Start Given information
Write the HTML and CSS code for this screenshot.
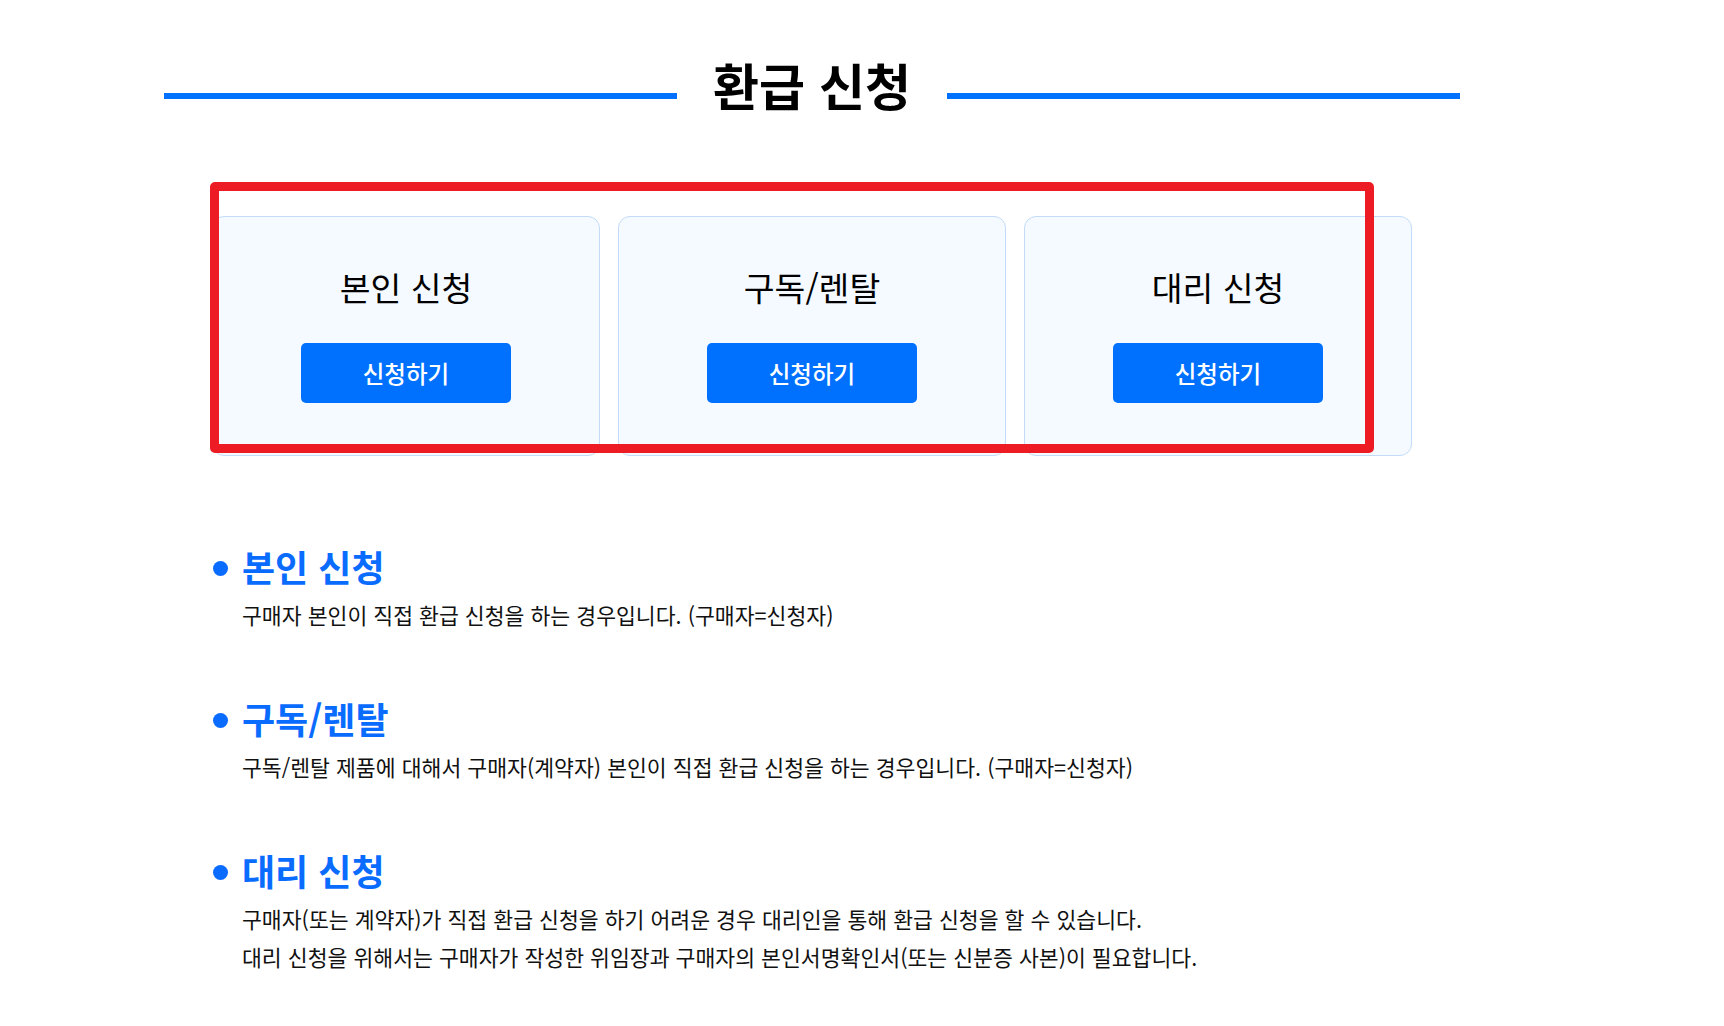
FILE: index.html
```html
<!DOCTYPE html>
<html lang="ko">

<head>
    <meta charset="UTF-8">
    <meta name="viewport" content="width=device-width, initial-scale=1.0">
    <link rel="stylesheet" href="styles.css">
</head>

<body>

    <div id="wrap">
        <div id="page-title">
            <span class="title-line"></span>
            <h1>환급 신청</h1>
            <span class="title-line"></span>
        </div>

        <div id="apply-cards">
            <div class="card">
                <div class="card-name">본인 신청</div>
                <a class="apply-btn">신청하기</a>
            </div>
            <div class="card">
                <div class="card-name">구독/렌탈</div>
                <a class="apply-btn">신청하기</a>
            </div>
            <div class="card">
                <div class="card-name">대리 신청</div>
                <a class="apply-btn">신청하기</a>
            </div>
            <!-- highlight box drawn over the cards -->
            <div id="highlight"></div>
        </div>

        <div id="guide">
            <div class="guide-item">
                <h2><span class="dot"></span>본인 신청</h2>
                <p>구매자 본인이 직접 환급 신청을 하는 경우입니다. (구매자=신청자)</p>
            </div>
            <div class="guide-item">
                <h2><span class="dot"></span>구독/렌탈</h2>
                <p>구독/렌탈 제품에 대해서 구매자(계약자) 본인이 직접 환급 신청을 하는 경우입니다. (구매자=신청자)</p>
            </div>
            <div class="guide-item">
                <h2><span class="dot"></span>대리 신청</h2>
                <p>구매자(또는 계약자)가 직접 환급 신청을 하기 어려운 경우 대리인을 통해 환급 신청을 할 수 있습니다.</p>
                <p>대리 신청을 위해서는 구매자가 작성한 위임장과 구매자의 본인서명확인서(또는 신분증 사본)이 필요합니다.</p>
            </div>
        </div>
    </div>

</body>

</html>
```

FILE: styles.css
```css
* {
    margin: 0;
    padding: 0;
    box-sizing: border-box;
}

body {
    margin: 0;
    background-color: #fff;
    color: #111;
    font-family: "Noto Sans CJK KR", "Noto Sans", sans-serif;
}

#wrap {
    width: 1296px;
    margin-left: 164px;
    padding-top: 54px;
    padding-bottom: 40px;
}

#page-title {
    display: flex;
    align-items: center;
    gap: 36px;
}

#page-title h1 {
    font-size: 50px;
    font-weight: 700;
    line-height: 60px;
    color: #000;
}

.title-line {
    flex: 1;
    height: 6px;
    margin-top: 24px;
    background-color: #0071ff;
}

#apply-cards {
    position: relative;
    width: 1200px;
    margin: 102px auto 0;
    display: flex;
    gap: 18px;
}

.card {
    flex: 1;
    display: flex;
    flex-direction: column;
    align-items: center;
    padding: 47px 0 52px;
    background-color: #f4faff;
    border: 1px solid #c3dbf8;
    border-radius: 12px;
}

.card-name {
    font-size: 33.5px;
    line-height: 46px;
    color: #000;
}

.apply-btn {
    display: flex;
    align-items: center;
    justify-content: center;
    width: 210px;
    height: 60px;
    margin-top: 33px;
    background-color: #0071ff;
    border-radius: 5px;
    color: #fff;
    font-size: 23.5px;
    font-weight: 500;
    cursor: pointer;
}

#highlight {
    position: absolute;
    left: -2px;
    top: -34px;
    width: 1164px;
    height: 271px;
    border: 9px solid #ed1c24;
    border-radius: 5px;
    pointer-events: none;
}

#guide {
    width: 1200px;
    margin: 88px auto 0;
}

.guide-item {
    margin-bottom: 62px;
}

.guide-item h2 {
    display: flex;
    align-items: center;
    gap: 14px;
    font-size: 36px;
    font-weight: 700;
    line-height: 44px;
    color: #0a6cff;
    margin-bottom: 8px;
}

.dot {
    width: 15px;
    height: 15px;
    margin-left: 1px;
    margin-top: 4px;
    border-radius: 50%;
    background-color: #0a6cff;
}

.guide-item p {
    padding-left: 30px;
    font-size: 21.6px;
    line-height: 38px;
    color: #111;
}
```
End Given information
**Brief**
From the material above, reproduce everything verbatim except the pictures.

**Result below**
Write the HTML and CSS code for this screenshot.
FILE: index.html
```html
<!DOCTYPE html>
<html lang="ko">

<head>
    <meta charset="UTF-8">
    <meta name="viewport" content="width=device-width, initial-scale=1.0">
    <link rel="stylesheet" href="styles.css">
</head>

<body>

    <div id="wrap">
        <div id="page-title">
            <span class="title-line"></span>
            <h1>환급 신청</h1>
            <span class="title-line"></span>
        </div>

        <div id="apply-cards">
            <div class="card">
                <div class="card-name">본인 신청</div>
                <a class="apply-btn">신청하기</a>
            </div>
            <div class="card">
                <div class="card-name">구독/렌탈</div>
                <a class="apply-btn">신청하기</a>
            </div>
            <div class="card">
                <div class="card-name">대리 신청</div>
                <a class="apply-btn">신청하기</a>
            </div>
            <!-- highlight box drawn over the cards -->
            <div id="highlight"></div>
        </div>

        <div id="guide">
            <div class="guide-item">
                <h2><span class="dot"></span>본인 신청</h2>
                <p>구매자 본인이 직접 환급 신청을 하는 경우입니다. (구매자=신청자)</p>
            </div>
            <div class="guide-item">
                <h2><span class="dot"></span>구독/렌탈</h2>
                <p>구독/렌탈 제품에 대해서 구매자(계약자) 본인이 직접 환급 신청을 하는 경우입니다. (구매자=신청자)</p>
            </div>
            <div class="guide-item">
                <h2><span class="dot"></span>대리 신청</h2>
                <p>구매자(또는 계약자)가 직접 환급 신청을 하기 어려운 경우 대리인을 통해 환급 신청을 할 수 있습니다.</p>
                <p>대리 신청을 위해서는 구매자가 작성한 위임장과 구매자의 본인서명확인서(또는 신분증 사본)이 필요합니다.</p>
            </div>
        </div>
    </div>

</body>

</html>
```

FILE: styles.css
```css
* {
    margin: 0;
    padding: 0;
    box-sizing: border-box;
}

body {
    margin: 0;
    background-color: #fff;
    color: #111;
    font-family: "Noto Sans CJK KR", "Noto Sans", sans-serif;
}

#wrap {
    width: 1296px;
    margin-left: 164px;
    padding-top: 54px;
    padding-bottom: 40px;
}

#page-title {
    display: flex;
    align-items: center;
    gap: 36px;
}

#page-title h1 {
    font-size: 50px;
    font-weight: 700;
    line-height: 60px;
    color: #000;
}

.title-line {
    flex: 1;
    height: 6px;
    margin-top: 24px;
    background-color: #0071ff;
}

#apply-cards {
    position: relative;
    width: 1200px;
    margin: 102px auto 0;
    display: flex;
    gap: 18px;
}

.card {
    flex: 1;
    display: flex;
    flex-direction: column;
    align-items: center;
    padding: 47px 0 52px;
    background-color: #f4faff;
    border: 1px solid #c3dbf8;
    border-radius: 12px;
}

.card-name {
    font-size: 33.5px;
    line-height: 46px;
    color: #000;
}

.apply-btn {
    display: flex;
    align-items: center;
    justify-content: center;
    width: 210px;
    height: 60px;
    margin-top: 33px;
    background-color: #0071ff;
    border-radius: 5px;
    color: #fff;
    font-size: 23.5px;
    font-weight: 500;
    cursor: pointer;
}

#highlight {
    position: absolute;
    left: -2px;
    top: -34px;
    width: 1164px;
    height: 271px;
    border: 9px solid #ed1c24;
    border-radius: 5px;
    pointer-events: none;
}

#guide {
    width: 1200px;
    margin: 88px auto 0;
}

.guide-item {
    margin-bottom: 62px;
}

.guide-item h2 {
    display: flex;
    align-items: center;
    gap: 14px;
    font-size: 36px;
    font-weight: 700;
    line-height: 44px;
    color: #0a6cff;
    margin-bottom: 8px;
}

.dot {
    width: 15px;
    height: 15px;
    margin-left: 1px;
    margin-top: 4px;
    border-radius: 50%;
    background-color: #0a6cff;
}

.guide-item p {
    padding-left: 30px;
    font-size: 21.6px;
    line-height: 38px;
    color: #111;
}
```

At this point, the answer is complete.